Rapid Iteration with Data Vault 2.0

Overview

As discussed in our earlier blog post, Data Vault 2.0 offers numerous advantages over more traditional approaches to Data Warehousing. Among the benefits discussed, the flexibility of Data Vault was highlighted as making the approach attractive to Agile development teams. In fact, Agile delivery is so baked into the Data Vault Methodology that an Agile work flow is considered the best practice when deploying Data Vault according to its creator, Dan Lindstedt’s book on Data Vault. Another advantage Data Vault offers over alternatives is its simplicity. At its core, Data Vault employs a simple set of rules for deploying objects into the warehouse. This simplicity paves the way for increased speed, repeatability, and automation.

Business Focused

The Data Vault Methodology puts the business front and center as they are the ones best positioned to know both the data and what their ultimate needs are. Delivering early and often using Agile practices allows the project to stay aligned with the end users’ needs and expectations throughout the process. Rather than developing and deploying each layer of the data warehouse in its entirety, the Data Vault Methodology encourages breaking the deployment into sprints (1-4 week iteration periods). Breaking the deployment into sprints allows the customer to take delivery at regular intervals and start reviewing artifacts for acceptance earlier than the end of the project.

Simplicity

The goal for each sprint is to deliver a testable, discrete feature to the customer for review. This includes the minimum footprint across all layers of the data warehouse: the complete source tables in the staging layer, raw vault tables to house the data in the warehouse layer, and views or tables to present the unified data in the information mart layer. Creation of these objects in turn is quite simple. In fact, the patterns at the heart of data vault model creation are representable in code — enabling scripts to manage creation of most objects.

Three Data Vault layers: Staging Layer, Warehouse Layer, Information Mart Layer. Showing the flow of data from Source tables into HUB and SAT tables, ultimately into Business Views.

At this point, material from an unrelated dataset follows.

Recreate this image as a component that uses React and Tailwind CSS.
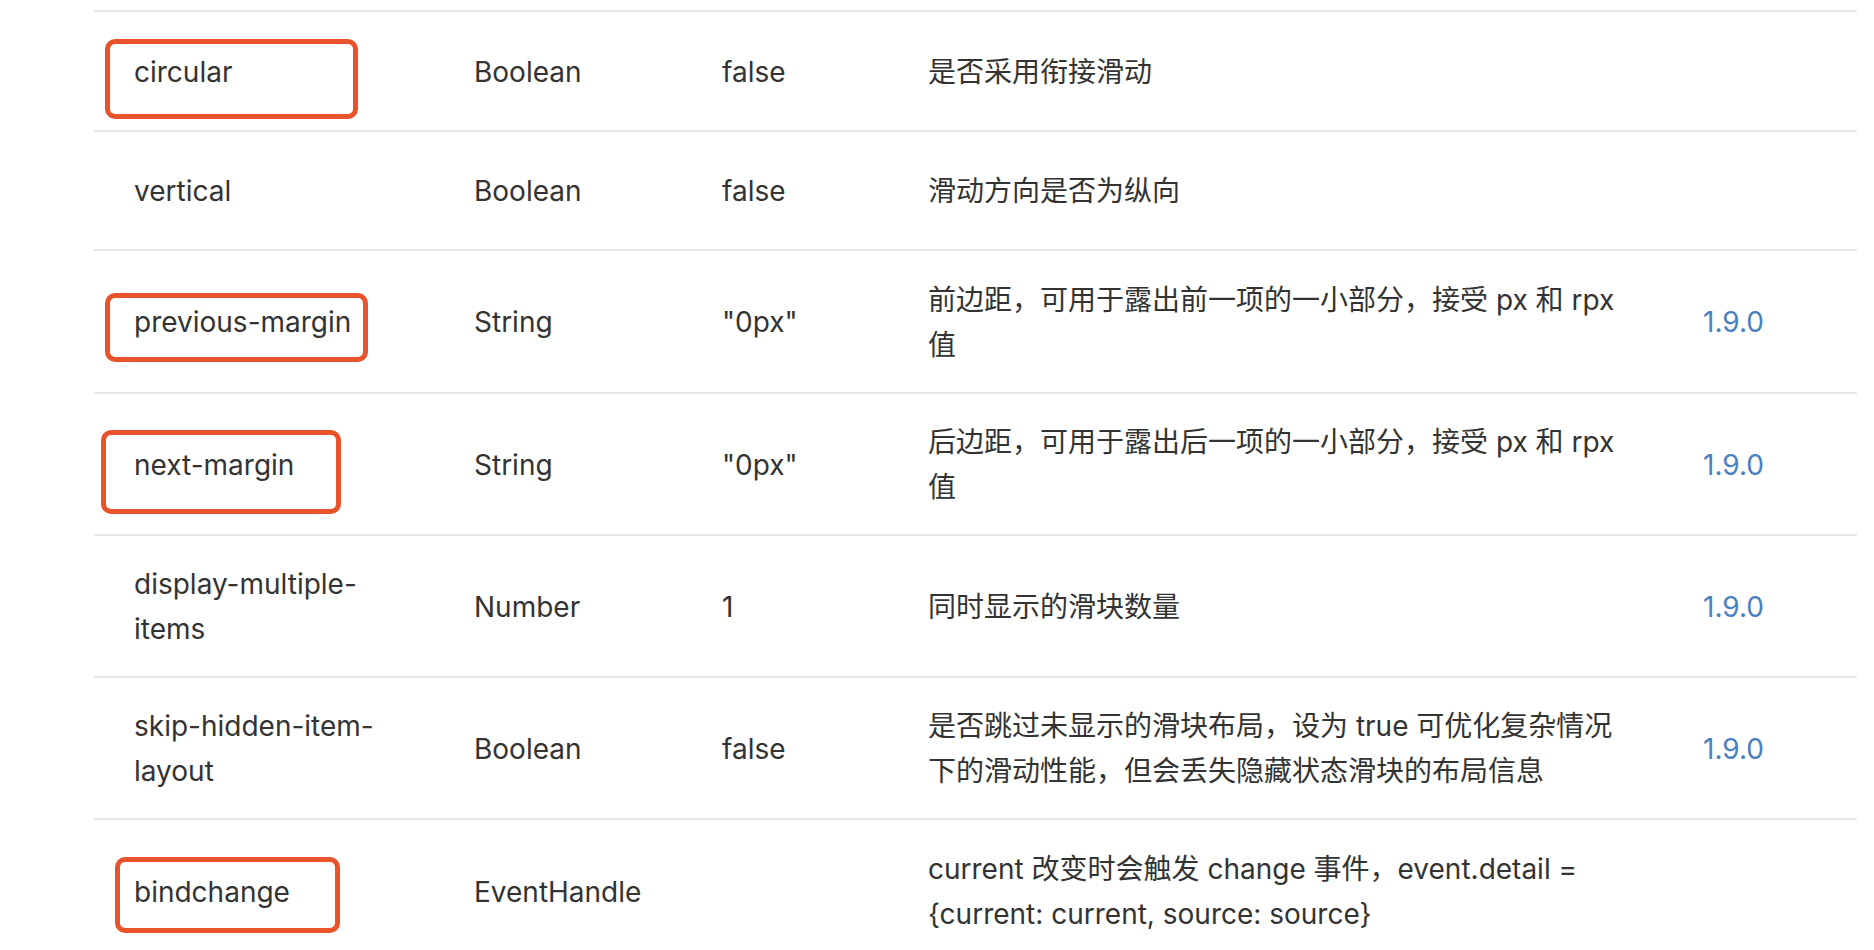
const rows = [
  { name: 'circular', type: 'Boolean', def: 'false', desc: '是否采用衔接滑动', h: 'h-[120px]', box: 'left-[11px] top-[27px] w-[253px] h-[80px]' },
  { name: 'vertical', type: 'Boolean', def: 'false', desc: '滑动方向是否为纵向', h: 'h-[119px]' },
  { name: 'previous-margin', type: 'String', def: '"0px"', desc: '前边距，可用于露出前一项的一小部分，接受 px 和 rpx 值', ver: '1.9.0', h: 'h-[143px]', box: 'left-[11px] top-[42px] w-[263px] h-[69px]' },
  { name: 'next-margin', type: 'String', def: '"0px"', desc: '后边距，可用于露出后一项的一小部分，接受 px 和 rpx 值', ver: '1.9.0', h: 'h-[142px]', box: 'left-[7px] top-[36px] w-[240px] h-[84px]' },
  { name: 'display-multiple-items', type: 'Number', def: '1', desc: '同时显示的滑块数量', ver: '1.9.0', h: 'h-[142px]' },
  { name: 'skip-hidden-item-layout', type: 'Boolean', def: 'false', desc: '是否跳过未显示的滑块布局，设为 true 可优化复杂情况下的滑动性能，但会丢失隐藏状态滑块的布局信息', ver: '1.9.0', h: 'h-[142px]' },
  { name: 'bindchange', type: 'EventHandle', def: '', desc: 'current 改变时会触发 change 事件，event.detail = {current: current, source: source}', h: 'h-[142px]', box: 'left-[21px] top-[37px] w-[225px] h-[76px]', last: true },
]

const Row = ({ row }) => (
  <div className={`relative flex items-center pt-[2px] ${row.h} ${row.last ? '' : 'border-b-2 border-[#e8e8e8]'}`}>
    <div className="w-[380px] pl-[40px] shrink-0">
      <div className="w-[262px] break-words">{row.name}</div>
    </div>
    <div className="w-[248px] shrink-0">{row.type}</div>
    <div className="w-[206px] shrink-0">{row.def}</div>
    <div className="w-[775px] shrink-0">
      <div className="w-[706px]">{row.desc}</div>
    </div>
    <div className="flex-1 text-[#4a80c0]">{row.ver}</div>
    {/* red annotation box drawn over the name cell */}
    {row.box && (
      <div className={`absolute ${row.box} border-[5px] border-[#e9532b] rounded-[10px]`}></div>
    )}
  </div>
)

export default function App() {
  return (
    <div
      className="w-[1874px] h-[950px] overflow-hidden bg-white text-[#333] text-[28px] leading-[45px]"
      style={{ fontFamily: 'Inter, "Noto Sans CJK SC", sans-serif' }}
    >
      <div className="pt-[10px] pl-[94px] w-[1857px]">
        <div className="border-t-2 border-[#e8e8e8]">
          {rows.map((row) => (
            <Row key={row.name} row={row} />
          ))}
        </div>
      </div>
    </div>
  )
}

Using automation, file delivery can trigger creation and loading of a staging table to house the data. From there, scripts can run to create HUB, SAT, and LINK tables in the raw vault to house the staged data. From there, a script can run to generate views in an information mart to present the most recent point in time version of the data. With this automation in place delivery times can be reduced and delivery consistency can be increased, enabling more time and energy to be focused on delivering quality data products to the business.